Turkish Interior Minister Süleyman Soylu on Monday defended a police intervention in the 700th meeting of the Saturday Mothers in İstanbul, saying that they wanted to prevent the “abuse of motherhood” by terrorist organizations, the state-run Anadolu news agency reported.

“It’s true we didn’t let them [demonstrate] because we wanted to end this abuse and trickery,” Soylu said at a press conference in Ankara, claiming that “motherhood” had become a cover for terrorist groups through the activities of the Saturday Mothers in İstanbul’s Galatasaray Square.

The Saturday Mothers, who gather every Saturday to bring attention to the cases of people who disappeared while in custody in the 1990s, would have had their 700th meeting on Saturday, but their gathering was prevented by police who used force against the women.

“Should we shut our eyes to those who encourage our children towards terrorism by saying, ‘You’ll be memorialized in the middle of İstanbul’?” Soylu said, adding that the missing “loved ones” were terrorists who died in conflicts rather than being murdered by security forces.

The Saturday Mothers, who first gathered on May 27, 1995 in Galatasaray Square on İstiklal Street, have been the longest-running protest Turkey has ever witnessed.
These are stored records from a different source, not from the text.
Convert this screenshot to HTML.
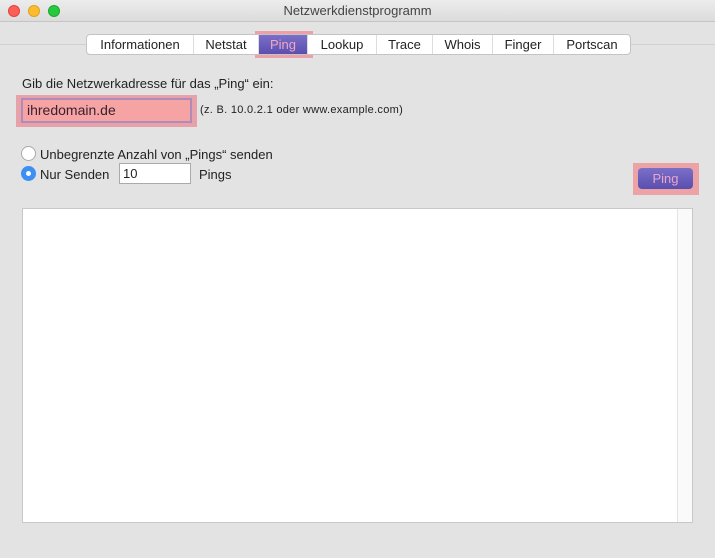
<!DOCTYPE html>
<html><head><style>
*{margin:0;padding:0;box-sizing:border-box}
body{width:715px;height:558px;background:#e3e3e3;font-family:"Liberation Sans",sans-serif;color:#222;position:relative;overflow:hidden}
.abs{position:absolute}
#title{left:0;top:0;width:715px;height:22px;background:linear-gradient(#ececec,#dcdcdc);border-bottom:1px solid #c4c4c4;text-align:center;font-size:13px;line-height:22px;color:#444}
.dot{top:5px;width:12px;height:12px;border-radius:50%}
#tabs{left:86px;top:34px;height:21px;width:545px;display:flex;background:#fff;border:1px solid #c4c4c4;border-radius:4px;font-size:13px}
#tabs div{text-align:center;line-height:19px;border-right:1px solid #ddd}
#tabs div:last-child{border-right:none}
#tabs .sel{background:linear-gradient(#7b6fc8,#5a4eb0);color:#f0a8c0}
</style></head><body>
<div id="title" class="abs">Netzwerkdienstprogramm</div>
<div class="abs dot" style="left:8px;background:#fc5f57;border:1px solid #e0443e"></div>
<div class="abs dot" style="left:28px;background:#fdbc2e;border:1px solid #dea123"></div>
<div class="abs dot" style="left:48px;background:#28c840;border:1px solid #1aab29"></div>
<div class="abs" style="left:0;top:44px;width:715px;height:1px;background:#d0d0d0"></div>
<div class="abs" style="left:255px;top:31px;width:58px;height:27px;background:#eca0a8"></div>
<div id="tabs" class="abs"><div style="width:107px">Informationen</div><div style="width:65px">Netstat</div><div class="sel" style="width:49px">Ping</div><div style="width:69px">Lookup</div><div style="width:56px">Trace</div><div style="width:60px">Whois</div><div style="width:61px">Finger</div><div style="width:76px">Portscan</div></div>
<div class="abs" style="left:22px;top:76px;font-size:13px">Gib die Netzwerkadresse für das „Ping“ ein:</div>
<div class="abs" style="left:16px;top:95px;width:181px;height:32px;background:#e6a2a8"></div>
<div class="abs" style="left:21px;top:98px;width:171px;height:25px;background:#f5a3a3;border:2px solid #b08ab8;font-size:14px;padding:2px 4px;color:#3a2030">ihredomain.de</div>
<div class="abs" style="left:200px;top:104px;font-size:11px;letter-spacing:0.3px">(z. B. 10.0.2.1 oder www.example.com)</div>
<div class="abs" style="left:21px;top:146px;width:15px;height:15px;border-radius:50%;background:#fff;border:1px solid #aaa"></div>
<div class="abs" style="left:40px;top:147px;font-size:13px">Unbegrenzte Anzahl von „Pings“ senden</div>
<div class="abs" style="left:21px;top:166px;width:15px;height:15px;border-radius:50%;background:#3d8ef5"></div>
<div class="abs" style="left:26px;top:171px;width:5px;height:5px;border-radius:50%;background:#fff"></div>
<div class="abs" style="left:40px;top:167px;font-size:13px">Nur Senden</div>
<div class="abs" style="left:119px;top:163px;width:72px;height:21px;background:#fff;border:1px solid #aaa;font-size:13px;padding:2px 3px">10</div>
<div class="abs" style="left:199px;top:167px;font-size:13px">Pings</div>
<div class="abs" style="left:633px;top:163px;width:66px;height:32px;background:#eba3a6"></div>
<div class="abs" style="left:638px;top:168px;width:55px;height:21px;border-radius:4px;background:linear-gradient(#7b6fc8,#5a4eb0);color:#eaa6c8;font-size:13px;text-align:center;line-height:21px">Ping</div>
<div class="abs" style="left:22px;top:208px;width:671px;height:315px;background:#fff;border:1px solid #c8c8c8"></div>
<div class="abs" style="left:677px;top:209px;width:15px;height:313px;background:#fafafa;border-left:1px solid #e4e4e4"></div>
</body></html>
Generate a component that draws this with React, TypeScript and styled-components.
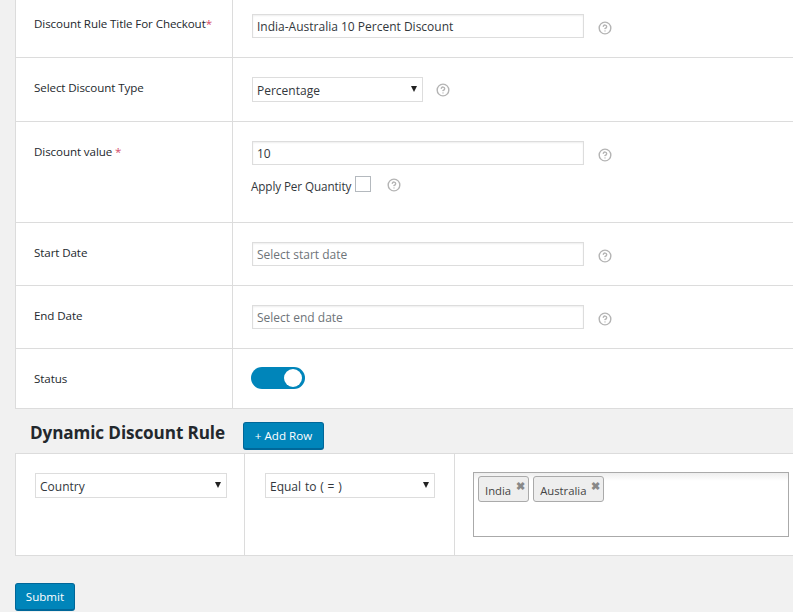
import React from "react";
import styled, { createGlobalStyle } from "styled-components";
import { CircleHelp } from "lucide-react";

const Global = createGlobalStyle`
  html, body { margin: 0; padding: 0; background: #f1f1f1; overflow: hidden; }
  body { font-family: "Open Sans", "Noto Sans", sans-serif; color: #32373c; -webkit-font-smoothing: antialiased; }
  * { box-sizing: border-box; }
`;
const Page = styled.div`
  width: 793px;
  height: 612px;
  padding-left: 15px;
  overflow: hidden;
`;
const Panel = styled.div`
  background: #fff;
  border-left: 1px solid #dcdcdc;
  border-bottom: 1px solid #dcdcdc;
  height: 409px;
`;
const Row = styled.div<{ $h: number; $last?: boolean }>`
  display: grid;
  grid-template-columns: 217px 1fr;
  height: ${(p) => p.$h}px;
  border-bottom: ${(p) => (p.$last ? "none" : "1px solid #dcdcdc")};
`;
const LabelCell = styled.div<{ $top: number }>`
  border-right: 1px solid #dcdcdc;
  padding: ${(p) => p.$top}px 0 0 18px;
  font-size: 11.6px;
  line-height: 16px;
  font-weight: 500;
  color: #23282d;
  letter-spacing: -0.1px;
  white-space: nowrap;
`;
const Req = styled.span`
  color: #d54e6b;
`;
const FieldCell = styled.div<{ $top: number }>`
  padding: ${(p) => p.$top}px 0 0 19px;
`;
const Line = styled.div`
  display: flex;
  align-items: center;
`;
const TextBox = styled.div<{ $ph?: boolean }>`
  width: 332px;
  height: 24px;
  border: 1px solid #ddd;
  box-shadow: inset 0 1px 2px rgba(0, 0, 0, 0.07);
  padding: 0 4px;
  font-size: 12px;
  line-height: 23px;
  color: ${(p) => (p.$ph ? "#6e7479" : "#32373c")};
  background: #fff;
`;
const Drop = styled.div<{ $w: number }>`
  width: ${(p) => p.$w}px;
  height: 25px;
  border: 1px solid #ddd;
  padding: 0 4px;
  font-size: 12px;
  line-height: 25px;
  word-spacing: 0.7px;
  color: #32373c;
  background: #fff;
  display: flex;
  justify-content: space-between;
`;
const Arrow = styled.span`
  width: 0;
  height: 0;
  margin: 8px 1px 0 0;
  border-left: 3.5px solid transparent;
  border-right: 3.5px solid transparent;
  border-top: 6px solid #222;
`;
const Help = styled(CircleHelp)<{ $ml: number; $mt: number }>`
  margin-left: ${(p) => p.$ml}px;
  margin-top: ${(p) => p.$mt}px;
  color: #b4b4b4;
  flex: none;
`;
const ApplyLine = styled.div`
  display: flex;
  align-items: flex-start;
  margin: 11px 0 0 -1px;
`;
const ApplyText = styled.span`
  font-size: 11.7px;
  line-height: 16px;
  margin-top: 2px;
  letter-spacing: -0.1px;
`;
const Check = styled.span`
  width: 16px;
  height: 16px;
  border: 1px solid #b4b9be;
  margin-left: 4px;
  background: #fff;
`;
const Toggle = styled.div`
  width: 54px;
  height: 22px;
  border-radius: 11px;
  background: #0085ba;
  margin-left: -1px;
  position: relative;
`;
const Knob = styled.span`
  position: absolute;
  right: 3px;
  top: 2px;
  width: 18px;
  height: 18px;
  border-radius: 50%;
  background: #fff;
`;
const HeadRow = styled.div`
  display: flex;
  align-items: flex-start;
  height: 44px;
  padding: 14px 0 0 15px;
`;
const Title = styled.h2`
  margin: 0;
  font-size: 17.1px;
  line-height: 20px;
  font-weight: 700;
  color: #23282d;
  width: 213px;
  letter-spacing: -0.1px;
  white-space: nowrap;
`;
const Btn = styled.button<{ $w: number; $mt?: number }>`
  width: ${(p) => p.$w}px;
  height: 28px;
  margin-top: ${(p) => p.$mt ?? 0}px;
  padding: 0;
  border: 1px solid #006799;
  border-bottom-width: 2px;
  border-radius: 3px;
  background: #0085ba;
  color: #fff;
  font-family: inherit;
  font-size: 11.6px;
  line-height: 24px;
`;
const RuleTable = styled.div`
  display: grid;
  grid-template-columns: 229px 210px 1fr;
  height: 103px;
  background: #fff;
  border: 1px solid #dcdcdc;
  border-right: none;
`;
const RuleCell = styled.div<{ $pl: number; $pt: number; $last?: boolean }>`
  padding: ${(p) => p.$pt}px 0 0 ${(p) => p.$pl}px;
  border-right: ${(p) => (p.$last ? "none" : "1px solid #dcdcdc")};
`;
const MultiBox = styled.div`
  width: 316px;
  height: 65px;
  border: 1px solid #aaa;
  background: linear-gradient(#eee, #fff 8px);
  padding: 3px 4px;
  display: flex;
  align-items: flex-start;
  gap: 4px;
`;
const Chip = styled.div`
  height: 26px;
  border: 1px solid #aaa;
  border-radius: 3px;
  background: #eee;
  padding: 0 3px 0 6px;
  display: flex;
  font-size: 11.3px;
  line-height: 27px;
  color: #444;
`;
const ChipX = styled.span`
  font-size: 11px;
  line-height: 18px;
  font-weight: 700;
  color: #888;
  margin-left: 5px;
`;
const Footer = styled.div`
  padding-top: 27px;
`;

export default function App() {
  return (
    <Page>
      <Global />
      <Panel>
        <Row $h={58}>
          <LabelCell $top={16}>Discount Rule Title For Checkout<Req>*</Req></LabelCell>
          <FieldCell $top={14}>
            <Line>
              <TextBox>India-Australia 10 Percent Discount</TextBox>
              <Help size={14} strokeWidth={2.4} $ml={14} $mt={4} />
            </Line>
          </FieldCell>
        </Row>
        <Row $h={64}>
          <LabelCell $top={22}>Select Discount Type</LabelCell>
          <FieldCell $top={19}>
            <Line>
              <Drop $w={171}>Percentage<Arrow /></Drop>
              <Help size={14} strokeWidth={2.4} $ml={13} $mt={0} />
            </Line>
          </FieldCell>
        </Row>
        <Row $h={101}>
          <LabelCell $top={22}>Discount value <Req>*</Req></LabelCell>
          <FieldCell $top={19}>
            <Line>
              <TextBox>10</TextBox>
              <Help size={14} strokeWidth={2.4} $ml={14} $mt={4} />
            </Line>
            <ApplyLine>
              <ApplyText>Apply Per Quantity</ApplyText>
              <Check />
              <Help size={14} strokeWidth={2.4} $ml={16} $mt={2} />
            </ApplyLine>
          </FieldCell>
        </Row>
        <Row $h={63}>
          <LabelCell $top={22}>Start Date</LabelCell>
          <FieldCell $top={19}>
            <Line>
              <TextBox $ph>Select start date</TextBox>
              <Help size={14} strokeWidth={2.4} $ml={14} $mt={4} />
            </Line>
          </FieldCell>
        </Row>
        <Row $h={63}>
          <LabelCell $top={22}>End Date</LabelCell>
          <FieldCell $top={19}>
            <Line>
              <TextBox $ph>Select end date</TextBox>
              <Help size={14} strokeWidth={2.4} $ml={14} $mt={4} />
            </Line>
          </FieldCell>
        </Row>
        <Row $h={59} $last>
          <LabelCell $top={22}>Status</LabelCell>
          <FieldCell $top={18}>
            <Toggle><Knob /></Toggle>
          </FieldCell>
        </Row>
      </Panel>
      <HeadRow>
        <Title>Dynamic Discount Rule</Title>
        <Btn $w={81} $mt={-1}>+ Add Row</Btn>
      </HeadRow>
      <RuleTable>
        <RuleCell $pl={19} $pt={19}>
          <Drop $w={192}>Country<Arrow /></Drop>
        </RuleCell>
        <RuleCell $pl={20} $pt={19}>
          <Drop $w={170}>Equal to ( = )<Arrow /></Drop>
        </RuleCell>
        <RuleCell $pl={18} $pt={18} $last>
          <MultiBox>
            <Chip>India<ChipX>✖</ChipX></Chip>
            <Chip>Australia<ChipX>✖</ChipX></Chip>
          </MultiBox>
        </RuleCell>
      </RuleTable>
      <Footer>
        <Btn $w={60}>Submit</Btn>
      </Footer>
    </Page>
  );
}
They protest questions unanswered by the authorities about the disappearance or unsolved murder of their loved ones after being taken by security forces, and the lack of justice in court.

However, the 700th gathering of the group was banned by Turkey’s Interior Ministry. The İstanbul police used plastic bullets and tear gas to disperse the demonstrators and detained as many as 50 people including the relatives of missing persons and Human Rights Association (İHD) members. Some of the demonstrators were handcuffed from behind.

Among those detained was veteran Saturday Mothers protest leader Emine Ocak, who reports said is 82.

Unsolved murders and disappearances were frequent occurrences in the late 1980s when tension between two terrorist groups, Hizbullah and the Kurdistan Workers’ Party (PKK), grew violent.

The disappearances are also known as the “white Taurus” (Beyaz Toros) incidents since gendarmerie intelligence and the JITEM counterterrorism unit put people into white Renault Toros cars and never brought them back. Some remains of people who were forced into those cars were found in forests, garbage cans and rural areas, and some people were never found.